ClimateSet is an initiative aimed at providing a comprehensive and accessible dataset for the intersection of climate science and machine learning (ML). It is a dataset containing inputs and outputs from 36 different climate models, addressing a crucial need in the ML community to support climate scientists in various tasks such as climate model emulation, downscaling, and prediction.

The dataset is carefully curated from the Coupled Model Intercomparison Project Phase 6 (CMIP6) and Input Datasets for Model Intercomparison Projects (Input4MIPs). CMIP6 serves as the backbone of ClimateSet, offering climate model outputs from various sources. Input4MIPs, on the other hand, collect future emission trajectories of climate forcing agents, crucial for predicting climate model responses. The resulting core dataset encompasses 36 climate models, including the main greenhouse gases, aerosols, and aerosol precursor emission inputs for five different scenarios.

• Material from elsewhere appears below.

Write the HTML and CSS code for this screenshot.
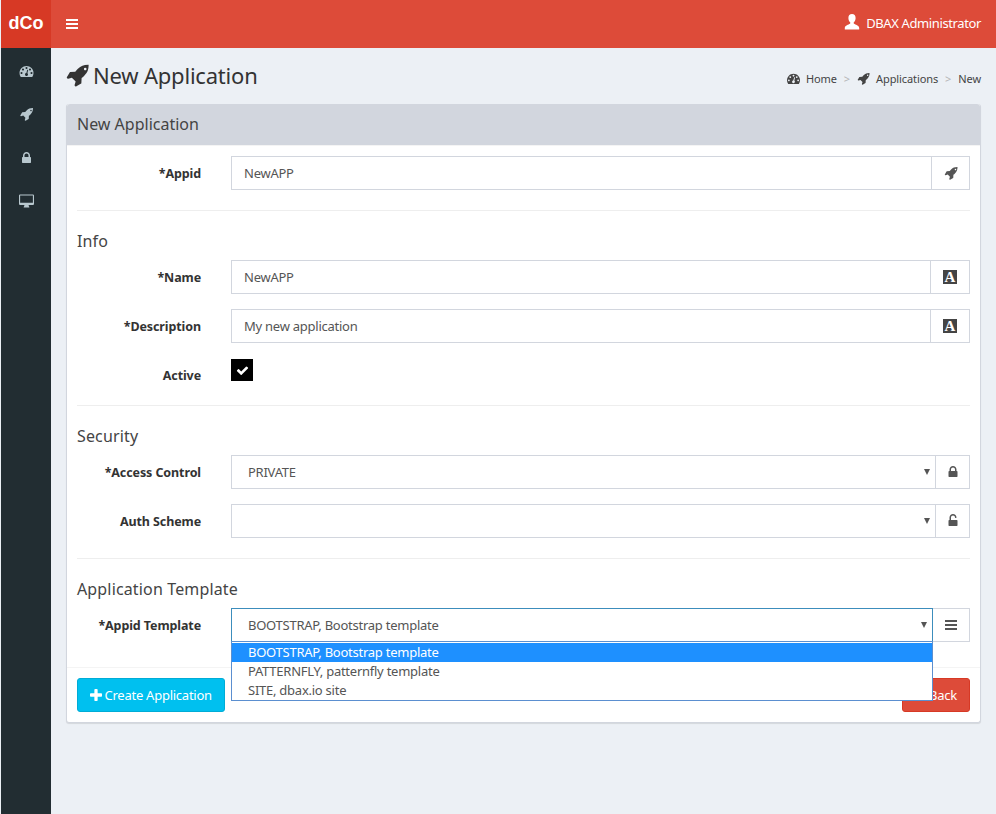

ClimateSet’s significance lies in its ability to address two key objectives: providing sufficient training data for large-scale ML models and capturing the projection uncertainty across different climate models. The need for such a dataset arises from the inherent challenges in climate-related tasks, including high dimensionality, low sample size, and distribution shifts within the data. ClimateSet tackles these challenges by offering a consistent and sizable dataset, paving the way for ML models to contribute meaningfully to climate-related modeling tasks.

To facilitate the use of ClimateSet, a modular dataset pipeline is introduced, allowing users to retrieve and preprocess climate model data for ML tasks. In our paper we detail the preprocessing steps, addressing inconsistencies across different datasets and climate models. The preprocessor, built modularly, checks for corrupt files, variable naming, units, temporal and spatial resolution, and structure. It ensures that the data is ready for use in ML applications by syncing time-axis, calendars, and height levels, and resolving other relevant issues.

Users can access ClimateSet through the provided website, where both raw and processed data are available. The dataset can be extended by users who desire additional scenarios, climate forcers, or other variables, provided the requested data is available on the Earth System Grid Federation (ESGF) server. The preprocessing of ClimateSet can also be accelerated using multi-thread functions and other optimizations.

The heart of ClimateSet’s utility is demonstrated through a benchmarking setup, showcasing its application in climate emulation tasks. ML models, including Convolutional long short-term memory (ConvLSTM), U-Net, and ClimaX, are trained and evaluated on the dataset. The results reveal insights into model performance across different climate models and scenarios, emphasising the importance of evaluating ML models on a set of climate models rather than just one.

ClimateSet is a valuable resource that bridges the gap between climate science and ML. It provides a consistent, multi-climate-model dataset along with tools for easy access and preprocessing. Researchers and policymakers can leverage ClimateSet to enhance ML models’ performance, contribute to climate-related tasks at scale, and ultimately make meaningful strides in climate policy making.